Atom-photon link demoed

By Eric Smalley, Technology Research News

Certain states of atoms and photons can represent the 1s and 0s of computer information. Atoms are relatively stable and so are well-suited for storing information, whereas photons are fleeting but hold onto their information as they travel, which makes them well-suited for transmitting information.

Practical quantum information processing is likely to require atoms to process and store information, and photons to transmit information within and between quantum computers. The trick is finding a way to transfer information from atoms to photons and back.

Researchers from the University of Michigan have taken a significant step in that direction by entangling a cadmium ion held in a vacuum by radio waves, and a single, free-flying ultraviolet photon.

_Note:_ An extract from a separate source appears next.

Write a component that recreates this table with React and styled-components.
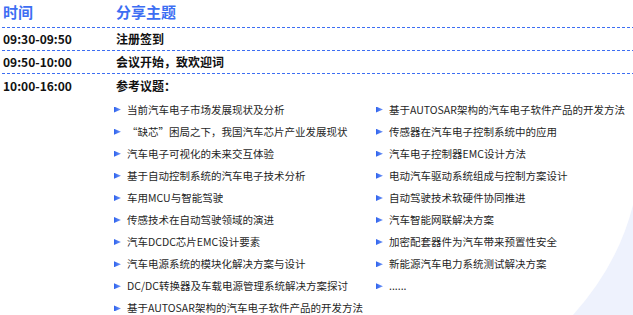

An ion is a charged atom.

Entanglement, dubbed spooky-action-at-a-distance by Einstein, is a weird ability of particles like atoms and photons. When particles are entangled, their properties, like polarization, remain linked regardless of the distance between them. Polarization is the orientation of a photon's electric field. Entanglement is most often accomplished between like particles.

Entangling an ion and a photon makes it possible to instantly know the state of the ion by measuring the photon, wherever the photon is. "Even if the photon traveled [several] light years to Alpha Cantauri before detection, the Alpha Centaurian who detected the photon would know what state the ion... on Mother Earth... was in," said Boris Blinov, a research fellow at the University of Michigan.

This is potentially useful in quantum cryptography, which taps the properties of particles to provide theoretically perfect security. Two people can share a series of quantum particles and use them as random numbers to encrypt and decrypt messages. The process provides perfect security because when an eavesdropper observes the particles, he unavoidably alters them, making the security breach detectable.

Ion-photon entanglement also promises to advance quantum computing. Quantum computers have the potential to solve certain problems like cracking secret codes and searching large databases far faster than the best possible classical computer. Quantum computers work by checking every possible solution to a problem using one set of operations rather than checking possibilities one by one as today's classical computers do.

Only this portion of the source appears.